Selama beberapa bulan Svea mencoba bertahan melawan demamnya yang semakin memburuk. Namun di tengah keadaan seperti itu ia masih menyediakan waktunya untuk melakukan bimbingan rohani kepada seorang anak kecil penduduk asli dari desa tersebut. 

Anak kecil itu lah satu-satunya kontak dengan penduduk lokal yang di ijinkan menjual telur dan daging ayam seminggu 2 kali dan di sambut dengan senang hati dibimbing kepada Kristus.

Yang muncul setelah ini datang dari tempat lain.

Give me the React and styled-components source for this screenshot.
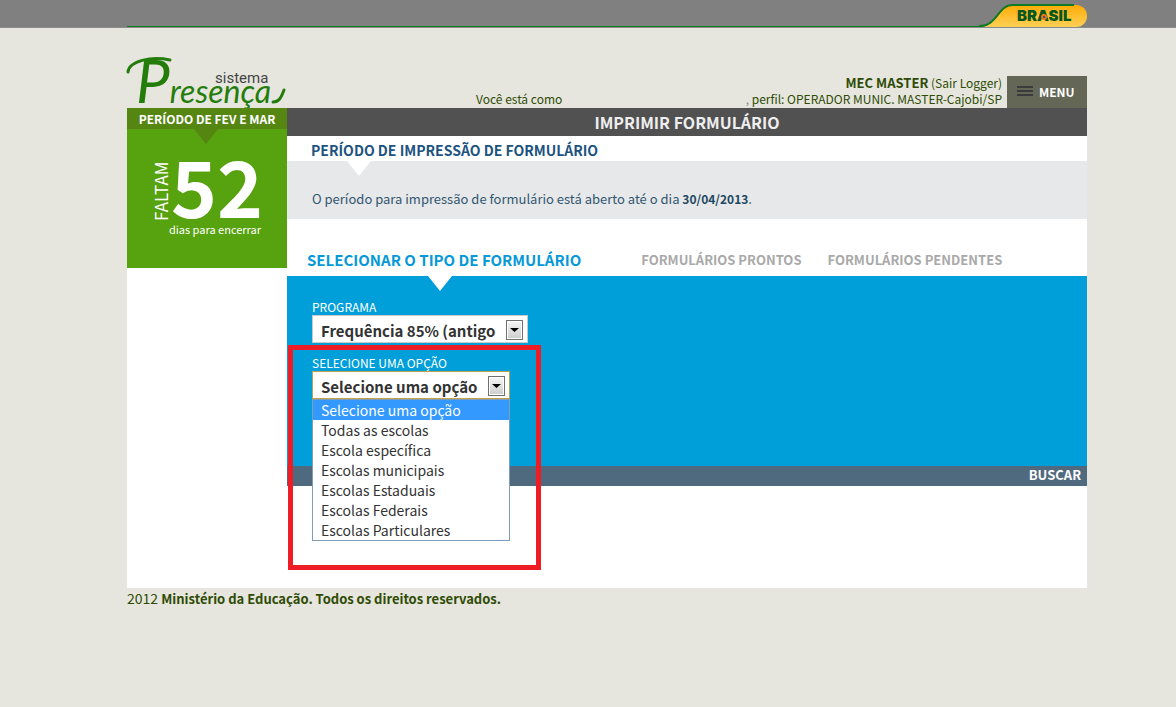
import { useState } from "react";
import styled, { createGlobalStyle } from "styled-components";

const options = [
    "Selecione uma opção",
    "Todas as escolas",
    "Escola específica",
    "Escolas municipais",
    "Escolas Estaduais",
    "Escolas Federais",
    "Escolas Particulares",
];

const GlobalStyle = createGlobalStyle`
    * {
        box-sizing: border-box;
    }
    body {
        margin: 0;
        background: #e6e6de;
        color: #2f4b05;
        font-family: "Noto Sans CJK JP", "Open Sans", sans-serif;
        font-size: 12px;
        line-height: 16px;
    }
    a {
        color: inherit;
        text-decoration: none;
    }
    button, select {
        font-family: inherit;
    }
`;

export default function App() {
    const [program, setProgram] = useState("Frequência 85% (antigo");
    const [option, setOption] = useState(options[0]);

    return (
        <>
            <GlobalStyle />
            <TopBar>
                <TopLine>
                    <BrasilBadge />
                </TopLine>
            </TopBar>
            <Page>
                <Header>
                    <Logo />
                    <Session>
                        <span>Você está como</span>
                        <User>
                            <div><strong>MEC MASTER</strong> <a href="#sair">(Sair Logger)</a></div>
                            <div><Comma>,</Comma> perfil: OPERADOR MUNIC. MASTER-Cajobi/SP</div>
                        </User>
                    </Session>
                    <MenuButton type="button">
                        <MenuIcon viewBox="0 0 16 10" aria-hidden="true">
                            <path d="M0 1h16M0 5h16M0 9h16" stroke="#3b3b3b" strokeWidth="2" />
                        </MenuIcon>
                        MENU
                    </MenuButton>
                </Header>
                <Body>
                    <Countdown>
                        <CountdownTitle>PERÍODO DE FEV E MAR</CountdownTitle>
                        <CountdownBox>
                            <Pointer $left={67} $color="#568612" />
                            <Counter>
                                <Remaining>FALTAM</Remaining>
                                <Days>52</Days>
                            </Counter>
                            <CounterNote>dias para encerrar</CounterNote>
                        </CountdownBox>
                    </Countdown>
                    <Main>
                        <PageTitle>IMPRIMIR FORMULÁRIO</PageTitle>
                        <PeriodTitle>PERÍODO DE IMPRESSÃO DE FORMULÁRIO</PeriodTitle>
                        <PeriodText>
                            <Pointer $left={60} $color="#fff" />
                            O período para impressão de formulário está aberto até o dia <strong>30/04/2013</strong>.
                        </PeriodText>
                        <Tabs>
                            <Tab href="#tipo" $active>SELECIONAR O TIPO DE FORMULÁRIO</Tab>
                            <Tab href="#prontos">FORMULÁRIOS PRONTOS</Tab>
                            <Tab href="#pendentes">FORMULÁRIOS PENDENTES</Tab>
                        </Tabs>
                        <Form onSubmit={(e) => e.preventDefault()}>
                            <Fields>
                                <Pointer $left={141} $color="#fff" />
                                <Field>
                                    <Label htmlFor="programa">PROGRAMA</Label>
                                    <SelectBox $width={216}>
                                        <Select id="programa" value={program} onChange={(e) => setProgram(e.target.value)}>
                                            <option>Frequência 85% (antigo</option>
                                        </Select>
                                        <SelectArrow />
                                    </SelectBox>
                                </Field>
                                <Field>
                                    <Highlight />
                                    <Label htmlFor="opcao">SELECIONE UMA OPÇÃO</Label>
                                    <SelectBox $width={198}>
                                        <Select id="opcao" $open value={option} onChange={(e) => setOption(e.target.value)}>
                                            {options.map((item) => <option key={item}>{item}</option>)}
                                        </Select>
                                        <SelectArrow />
                                        <OptionList role="listbox" aria-label="Selecione uma opção">
                                            {options.map((item) => (
                                                <Option
                                                    key={item}
                                                    role="option"
                                                    aria-selected={item === option}
                                                    $selected={item === option}
                                                    onClick={() => setOption(item)}
                                                >
                                                    {item}
                                                </Option>
                                            ))}
                                        </OptionList>
                                    </SelectBox>
                                </Field>
                            </Fields>
                            <Actions>
                                <SearchButton type="submit">BUSCAR</SearchButton>
                            </Actions>
                        </Form>
                    </Main>
                </Body>
                <Footer>
                    2012 <strong>Ministério da Educação. Todos os direitos reservados.</strong>
                </Footer>
            </Page>
        </>
    )
}

function BrasilBadge() {
    return (
        <BadgeSvg viewBox="0 0 108 24" role="img" aria-label="Brasil">
            <defs>
                <linearGradient id="gold" x1="0" y1="0" x2="0" y2="1">
                    <stop offset="0" stopColor="#fdab05" />
                    <stop offset="1" stopColor="#ffd057" />
                </linearGradient>
            </defs>
            <path d="M4 24C17 22 20 3 33 2H97C104 2 108 7 108 13S104 24 97 24Z" fill="url(#gold)" />
            <path d="M0 23C18 24 19 2 33 2H95" fill="none" stroke="#0b7a22" strokeWidth="2" />
            <text x="38" y="18" fontFamily="Inter, sans-serif" fontWeight="900" fontSize="15" fill="#07561d">BRASIL</text>
            <circle cx="65" cy="14" r="3" fill="#e8731c" />
            <circle cx="65" cy="14" r="1" fill="#174b9a" />
        </BadgeSvg>
    )
}

function Logo() {
    return (
        <LogoSvg viewBox="0 0 160 56" role="img" aria-label="Sistema Presença">
            <text x="88" y="31" fontFamily="Roboto, sans-serif" fontSize="15" fill="#444">sistema</text>
            <path d="M1 20C2 9 24 4 43 8" fill="none" stroke="#247d0b" strokeWidth="3" strokeLinecap="round" />
            <text x="9" y="51" fontFamily="Lato, sans-serif" fontStyle="italic" fill="#247d0b">
                <tspan fontSize="60">P</tspan>
                <tspan fontSize="32">resença</tspan>
            </text>
            <path d="M146 50C152 50 154 46 157 38" fill="none" stroke="#247d0b" strokeWidth="3" strokeLinecap="round" />
        </LogoSvg>
    )
}

function SelectArrow() {
    return (
        <ArrowBox viewBox="0 0 17 20" aria-hidden="true">
            <defs>
                <linearGradient id="arrowFill" x1="0" y1="0" x2="0" y2="1">
                    <stop offset="0" stopColor="#f4f4f4" />
                    <stop offset="1" stopColor="#cfcfcf" />
                </linearGradient>
            </defs>
            <rect x="0.500" y="0.500" width="16" height="19" fill="#fff" stroke="#707070" />
            <rect x="2" y="2" width="13" height="16" fill="url(#arrowFill)" />
            <path d="M4 8h9l-4.500 4z" fill="#000" />
        </ArrowBox>
    )
}

const TopBar = styled.div`
    height: 28px;
    padding: 0 89px 0 127px;
    background: #808080;
    border-bottom: 1px solid #8c8c8a;
`;
const TopLine = styled.div`
    display: flex;
    justify-content: flex-end;
    align-items: flex-end;
    height: 27px;
    background: linear-gradient(#0b7a22, #0b7a22) left bottom / calc(100% - 104px) 1px no-repeat;
`;
const BadgeSvg = styled.svg`
    display: block;
    width: 108px;
    height: 24px;
`;
const Page = styled.div`
    padding: 0 89px 0 127px;
`;
const Header = styled.header`
    display: flex;
    align-items: flex-end;
    height: 80px;
`;
const LogoSvg = styled.svg`
    flex: none;
    width: 160px;
    height: 56px;
    overflow: visible;
`;
const Session = styled.div`
    flex: 1;
    display: flex;
    align-items: flex-end;
    justify-content: space-between;
    padding: 0 5px 1px 189px;
`;
const User = styled.div`
    text-align: right;
    strong {
        font-size: 13px;
    }
`;
const Comma = styled.span`
    color: #7d8a96;
`;
const MenuButton = styled.button`
    display: flex;
    align-items: center;
    gap: 6px;
    width: 80px;
    height: 32px;
    padding: 0 0 2px 10px;
    border: 0;
    background: #646656;
    color: #fff;
    font-size: 12px;
    font-weight: bold;
    cursor: pointer;
`;
const MenuIcon = styled.svg`
    width: 16px;
    height: 10px;
`;
const Body = styled.div`
    display: grid;
    grid-template-columns: 160px 1fr;
    align-items: start;
    padding-bottom: 102px;
    background: #fff;
`;

const Countdown = styled.aside`
    color: #fff;
`;
const CountdownTitle = styled.h2`
    margin: 0;
    background: #568612;
    font-size: 12px;
    line-height: 21px;
    text-align: center;
`;
const CountdownBox = styled.div`
    position: relative;
    height: 139px;
    padding-top: 32px;
    background: #57a20f;
`;
const Counter = styled.div`
    display: flex;
    justify-content: center;
    height: 60px;
`;
const Remaining = styled.span`
    writing-mode: vertical-rl;
    transform: rotate(180deg);
    font-size: 17px;
    line-height: 20px;
    text-align: center;
`;
const Days = styled.span`
    font-size: 78px;
    font-weight: bold;
    line-height: 46px;
`;
const CounterNote = styled.div`
    padding-left: 16px;
    font-size: 11px;
    text-align: center;
`;
const Pointer = styled.span`
    position: absolute;
    top: 0;
    left: ${({ $left }) => $left}px;
    border: 12px solid transparent;
    border-top: 15px solid ${({ $color }) => $color};
    border-bottom: 0;
`;

const Main = styled.main`
    min-width: 0;
`;
const PageTitle = styled.h1`
    margin: 0;
    background: #515151;
    color: #eee;
    font-size: 16px;
    line-height: 28px;
    text-align: center;
`;
const PeriodTitle = styled.h2`
    margin: 0;
    padding: 4px 24px 0;
    color: #1d5380;
    font-size: 14px;
    line-height: 21px;
`;
const PeriodText = styled.p`
    position: relative;
    margin: 0;
    padding: 30px 25px 12px;
    background: #e7e8ea;
    color: #31566f;
    font-size: 13px;
    line-height: 16px;
    strong {
        color: #1f4862;
        font-size: 12px;
    }
`;
const Tabs = styled.nav`
    display: flex;
    align-items: center;
    gap: 26px;
    height: 57px;
    padding: 24px 20px 0;
`;
const Tab = styled.a`
    margin-right: ${({ $active }) => ($active ? 34 : 0)}px;
    color: ${({ $active }) => ($active ? "#0799d7" : "#a9a9a9")};
    font-size: ${({ $active }) => ($active ? 15 : 13)}px;
    font-weight: bold;
`;
const Form = styled.form`
    margin: 0;
`;
const Fields = styled.div`
    position: relative;
    display: flex;
    flex-direction: column;
    gap: 12px;
    min-height: 190px;
    padding: 23px 25px;
    background: #009fda;
`;
const Field = styled.div`
    position: relative;
`;
const Label = styled.label`
    display: block;
    color: #fff;
    font-size: 12px;
    line-height: 16px;
`;
const SelectBox = styled.div`
    position: relative;
    width: ${({ $width }) => $width}px;
`;
const Select = styled.select`
    display: block;
    width: 100%;
    height: 28px;
    padding: 2px 20px 0 8px;
    appearance: none;
    border: 1px solid ${({ $open }) => ($open ? "#c2a14d" : "#c9c9c9")};
    border-radius: 0;
    background: #fff;
    color: #333;
    font-size: 15px;
    font-weight: bold;
    outline: 0;
`;
const ArrowBox = styled.svg`
    position: absolute;
    top: 5px;
    right: 5px;
    width: 17px;
    height: 20px;
    pointer-events: none;
`;
const OptionList = styled.ul`
    position: absolute;
    z-index: 2;
    top: 28px;
    left: 0;
    width: 100%;
    margin: 0;
    padding: 0;
    border: 1px solid #7f9db9;
    background: #fff;
    list-style: none;
`;
const Option = styled.li`
    padding-left: 8px;
    background: ${({ $selected }) => ($selected ? "#3399ff" : "#fff")};
    color: ${({ $selected }) => ($selected ? "#fff" : "#333")};
    font-size: 14px;
    line-height: 20px;
    cursor: default;
`;
const Highlight = styled.div`
    position: absolute;
    z-index: 1;
    top: -10px;
    left: -24px;
    width: 253px;
    height: 225px;
    border: 5px solid #ee1c24;
    pointer-events: none;
`;
const Actions = styled.div`
    display: flex;
    align-items: flex-start;
    justify-content: flex-end;
    height: 20px;
    padding-right: 6px;
    background: #4f697f;
`;
const SearchButton = styled.button`
    padding: 0;
    border: 0;
    background: none;
    color: #fff;
    font-size: 13px;
    font-weight: bold;
    line-height: 18px;
    cursor: pointer;
`;
const Footer = styled.footer`
    font-size: 14px;
    line-height: 20px;
    strong {
        font-size: 13px;
    }
`;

Dapat dikatakan anak kecil itu adalah satu-satunya hasil pelayanan Injil melalui Keluarga Flood ini. Saat Svea melayaninya, anak kecil ini hanya tersenyum kepadanya. 

Penyakit malaria yang di derita Svea semakin memburuk sampai ia hanya bisa berbaring saja. Tapi bersyukur bayi perempuannya berhasil lahir dengan selamat tidak kurang suatu apa. 

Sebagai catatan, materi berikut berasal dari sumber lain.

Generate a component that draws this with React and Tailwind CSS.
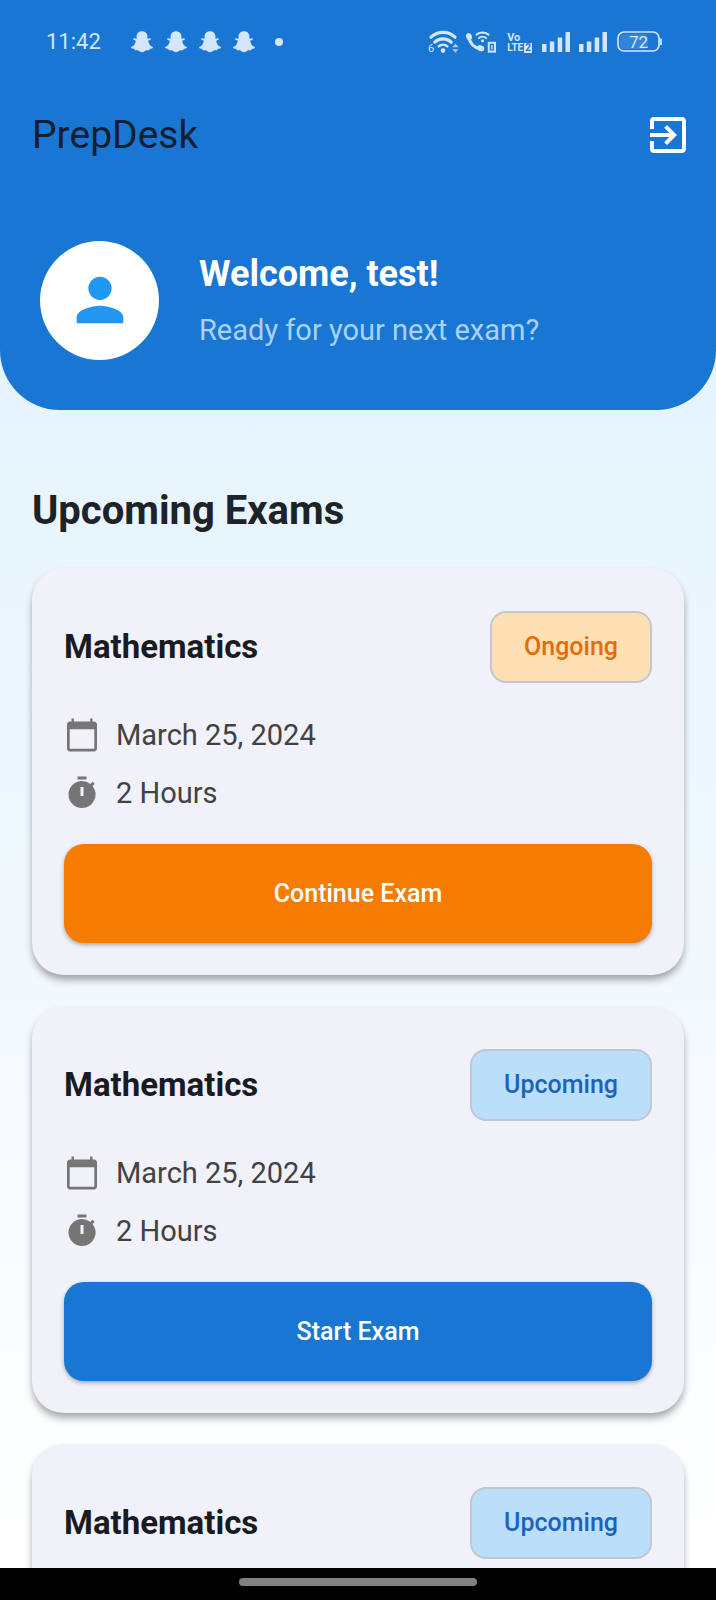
import React from "react";
import { MdExitToApp, MdPerson, MdTimer } from "react-icons/md";

const EXAMS = [
  { id: 1, subject: "Mathematics", date: "March 25, 2024", duration: "2 Hours", status: "Ongoing", open: true },
  { id: 2, subject: "Mathematics", date: "March 25, 2024", duration: "2 Hours", status: "Upcoming", open: true },
  { id: 3, subject: "Mathematics", status: "Upcoming", open: false },
];

const STATUS_STYLES = {
  Ongoing: {
    badge: "bg-[#ffe0b2] text-[#e56c0a]",
    button: "bg-[#f57c00]",
    action: "Continue Exam",
  },
  Upcoming: {
    badge: "bg-[#bbdefb] text-[#1a62bc]",
    button: "bg-[#1976d2]",
    action: "Start Exam",
  },
};

function GhostIcon() {
  return (
    <svg viewBox="0 0 22 22" className="size-[22px]" fill="currentColor" aria-hidden="true">
      <path d="M11 .3c3.2 0 5.4 2.2 5.400 5.200v2.300c1-.1 2.300-.9 3.100-.5.8.5.300 1.300-.6 1.700l-1.700.8c.5 3.200 2 5.200 4.200 6 .7.300.7 1.100 0 1.500-.9.500-2 .5-2.500.8-.5.400-.4 1-1 1.100-.9.200-2-.3-3.100.200-1.200.5-1.900 1.800-3.800 1.800s-2.600-1.300-3.800-1.800c-1.100-.5-2.200 0-3.100-.2-.6-.1-.5-.7-1-1.100-.5-.3-1.600-.3-2.500-.8-.7-.4-.7-1.200 0-1.500 2.200-.8 3.700-2.800 4.200-6L3.100 9c-.9-.4-1.400-1.200-.6-1.700.8-.4 2.100.4 3.100.5V5.500C5.600 2.500 7.800.3 11 .3z" />
    </svg>
  );
}

function WifiIcon() {
  return (
    <svg viewBox="0 0 32 26" className="h-[26px] w-8" aria-hidden="true">
      <g fill="none" stroke="currentColor" strokeWidth="3.2" strokeLinecap="round">
        <path d="M4 8.2A17.5 17.5 0 0 1 28 8.2" />
        <path d="M7.8 13.2A12 12 0 0 1 24.2 13.2" />
        <path d="M11.6 17.4A6.6 6.6 0 0 1 20.4 17.4" strokeWidth="2.4" />
      </g>
      <circle cx="16" cy="21.6" r="2.3" fill="currentColor" />
      <text x="1" y="23.4" fontSize="11" fill="currentColor">6</text>
      <path d="M25.2 18.2L28.4 14.6l3.2 3.6zM25.2 20.2l3.2 3.6 3.2-3.6z" fill="currentColor" opacity=".75" />
    </svg>
  );
}

function WifiCallIcon() {
  return (
    <svg viewBox="0 0 32 26" className="h-[26px] w-8" aria-hidden="true">
      <path d="M3.6 7.5C4.6 14 8.6 18.4 15.6 20" fill="none" stroke="currentColor" strokeWidth="3" />
      <ellipse cx="4" cy="7.6" rx="2.9" ry="3.6" transform="rotate(-20 4 7.6)" fill="currentColor" />
      <ellipse cx="15.6" cy="19.2" rx="3.8" ry="2.9" transform="rotate(20 15.6 19.2)" fill="currentColor" />
      <g fill="none" stroke="currentColor" strokeWidth="2" strokeLinecap="round">
        <path d="M11.5 5.6A9.5 9.5 0 0 1 23.5 5.6" />
        <path d="M14 9A5.2 5.2 0 0 1 21 9" />
      </g>
      <circle cx="17.5" cy="11.8" r="1.5" fill="currentColor" />
      <rect x="23.8" y="13.8" width="6.2" height="8.8" fill="none" stroke="currentColor" strokeWidth="2" />
      <path d="M27 16v4.6" stroke="currentColor" strokeWidth="1.4" />
    </svg>
  );
}

function SignalIcon() {
  return (
    <svg viewBox="0 0 28 20" className="h-5 w-7" fill="currentColor" aria-hidden="true">
      <rect x="0" y="12" width="4.5" height="8" rx=".5" />
      <rect x="7.8" y="9.5" width="4.5" height="10.5" rx=".5" />
      <rect x="15.7" y="5.5" width="4.5" height="14.5" rx=".5" />
      <rect x="23.5" y="0" width="4.5" height="20" rx=".5" />
    </svg>
  );
}

function BatteryIcon() {
  return (
    <svg viewBox="0 0 45 22" className="h-[22px] w-[45px]" role="img" aria-label="Battery 72 percent">
      <rect x="3" y="3" width="28" height="15" rx="4" fill="currentColor" opacity=".14" />
      <rect x="1" y="1" width="41" height="19" rx="6" fill="none" stroke="currentColor" strokeWidth="1.7" />
      <path d="M44 7.5v6.5" stroke="currentColor" strokeWidth="1.8" />
      <text x="21.5" y="17" fontSize="17" textAnchor="middle" fill="currentColor">72</text>
    </svg>
  );
}

function CalendarIcon() {
  return (
    <svg viewBox="0 0 24 24" className="size-9 text-[#757575]" fill="currentColor" aria-hidden="true">
      <path d="M20 3h-1V1h-1.600v2H6.600V1H5v2H4c-1.100 0-2 .9-2 2v16c0 1.100.9 2 2 2h16c1.100 0 2-.9 2-2V5c0-1.100-.9-2-2-2zm.200 18.200H3.800V8.200h16.400v13z" />
    </svg>
  );
}

function StatusBar() {
  return (
    <div className="flex h-21 items-center justify-between pr-[54px] pl-[46px] text-[#d3e6fb]">
      <div className="flex items-center">
        <span className="w-[85px] text-[22px] leading-7">11:42</span>
        <div className="flex items-center gap-3">
          <GhostIcon />
          <GhostIcon />
          <GhostIcon />
          <GhostIcon />
        </div>
        <span className="ml-5 size-2 rounded-full bg-current" />
      </div>
      <div className="flex items-center">
        <WifiIcon />
        <span className="ml-1.5">
          <WifiCallIcon />
        </span>
        <span className="ml-2.5 flex flex-col text-[11px] leading-[11px] font-bold">
          <span>Vo</span>
          <span className="flex items-center gap-px text-[10px] leading-[10px]">
            LTE
            <span className="bg-current px-px">
              <span className="text-[#1976d2]">2</span>
            </span>
          </span>
        </span>
        <span className="ml-2.5 flex gap-[9px]">
          <SignalIcon />
          <SignalIcon />
        </span>
        <span className="ml-2.5">
          <BatteryIcon />
        </span>
      </div>
    </div>
  );
}

function Header() {
  return (
    <header className="shrink-0 rounded-b-[60px] bg-[#1976d2]">
      <StatusBar />
      <div className="flex h-[102px] items-center justify-between pr-6 pl-8">
        <h1 className="text-[39px] leading-[48px] text-[#14202f]">PrepDesk</h1>
        <button type="button" aria-label="Log out" className="text-white">
          <MdExitToApp className="size-12" />
        </button>
      </div>
      <div className="flex items-center gap-10 px-10 pt-[54px] pb-[50px]">
        <div className="flex size-[119px] shrink-0 items-center justify-center rounded-full bg-white text-[#2196f3]">
          <MdPerson className="size-[70px]" />
        </div>
        <div className="flex h-[120px] flex-col justify-center gap-4">
          <p className="text-[36px] leading-[44px] font-bold text-white">Welcome, test!</p>
          <p className="text-[29px] leading-9 text-[#a9d2f8]">Ready for your next exam?</p>
        </div>
      </div>
    </header>
  );
}

function ExamCard({ exam }) {
  const style = STATUS_STYLES[exam.status];
  return (
    <article className="rounded-[32px] bg-[#f1f1fa] p-8 shadow-[0_6px_8px_-1px_rgba(0,0,0,0.28),0_4px_6px_rgba(0,0,0,0.1)]">
      <div className="flex h-[94px] items-center justify-between">
        <h3 className="text-[33px] leading-10 font-bold text-[#1a1b21]">{exam.subject}</h3>
        <span
          className={`flex h-[72px] items-center rounded-2xl border-2 border-[#c3c6cf] px-8 text-[25px] leading-8 font-medium ${style.badge}`}
        >
          {exam.status}
        </span>
      </div>
      {exam.date && (
        <div className="mt-5 flex flex-col gap-4 text-[29px] leading-[42px] text-[#424242]">
          <div className="flex items-center gap-4">
            <CalendarIcon />
            <span>{exam.date}</span>
          </div>
          <div className="flex items-center gap-4">
            <MdTimer className="size-9 text-[#757575]" />
            <span>{exam.duration}</span>
          </div>
        </div>
      )}
      {exam.open && (
        <button
          type="button"
          className={`mt-[30px] h-[99px] w-full rounded-[20px] text-[25px] leading-8 font-medium text-white shadow-[0_2px_4px_rgba(0,0,0,0.3)] ${style.button}`}
        >
          {style.action}
        </button>
      )}
    </article>
  );
}

export default function App() {
  return (
    <div className="flex h-screen flex-col bg-[#e3f2fd] font-['Roboto',sans-serif]">
      <div className="flex min-h-0 flex-1 flex-col bg-linear-to-b from-[#e4f3fd] from-20% to-white">
        <Header />
        <main className="min-h-0 flex-1 overflow-y-auto px-8 pt-[77px] pb-8 [scrollbar-width:none]">
          <h2 className="mb-[33px] text-[40px] leading-[48px] font-bold text-[#1d2327]">Upcoming Exams</h2>
          <div className="flex flex-col gap-[31px]">
            {EXAMS.map((exam) => (
              <ExamCard key={exam.id} exam={exam} />
            ))}
          </div>
        </main>
      </div>
      <footer className="flex h-8 shrink-0 justify-center bg-black pt-2.5">
        <div className="h-2 w-1/3 rounded-full bg-[#808080]" />
      </footer>
    </div>
  );
}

Namun ... Svea tidak mampu bertahan. Seminggu kemudian keadaannya semakin sangat buruk dan menjelang kepergiannya ia berbisik kepada David, "Berikan nama Aina pada anak kita" lalu ia meninggal. 

David sangat terpukul dengan kematian Istrinya. Ia membuat peti mati untuk Svea lalu menguburkannya. Saat ia berdiri di samping kuburan, ia memandang pada anak laki-lakinya sambil mendengar tangis bayi perempuannya dari dalam gubuk yang terbuat dari lumpur. 

Timbul kekecewaan yang sangat dalam di hatinya. Dengan emosi yang tidak terkontrol David berseru marah: "Tuhan mengapa Kau ijinkan hal ini terjadi? Bukankah kami datang kemari untuk memberikan hidup kami dan melayani Engkau?! Istriku yang cantik dan pandai sekarang telah tiada. Anak sulungku kini baru berumur 3 Tahun dan nyaris tidak terurus, apalagi si kecil yang baru lahir. Setahun lebih kami ada di hutan ini dan kami hanya memenangkan seorang anak kecil yang bahkan mungkin belum cukup memahami berita Injil yang kami ceritakan. Kau telah mengecewakan Aku, Tuhan. Betapa sia-sianya hidupku!"

Kemudian David kembali ke kantor Misi Afrika. Saat itu David bertemu lagi dengan Keluarga Erickson. David berteriak dengan penuh kejengkelan: "Saya akan kembali ke Swedia! Saya tidak mampu lagi mengurus anak ini. Saya ingin titipkan bayi perempuanku kepadamu." Kemudian David memberikan Aina kepada Keluarga Erickson untuk dibesarkan. 

Sepanjang perjalanan ke Stockholm, David Flood berdiri di atas dek Kapal. Ia merasa sangat kesal kepada Tuhan. Ia menceritakan kepada semua orang tentang pengalaman pahitnya bahwa ia telah mengorbankan segalanya tetapi berakhir dengan kekecewaan. Ia yakin bahwa ia sudah berlaku setia tetapi Tuhan membalas hal itu dengan cara tidak memperdulikannya.

Setelah tiba di Stockholm, David Flood memutuskan untuk memulai usaha di bidang import. Ia mengingatkan semua orang untuk tidak menyebut nama Tuhan di depannya. Jika mereka melakukan itu, segera ia naik pitam dan marah. David akhirnya terjatuh pada kebiasaan minum minuman keras. 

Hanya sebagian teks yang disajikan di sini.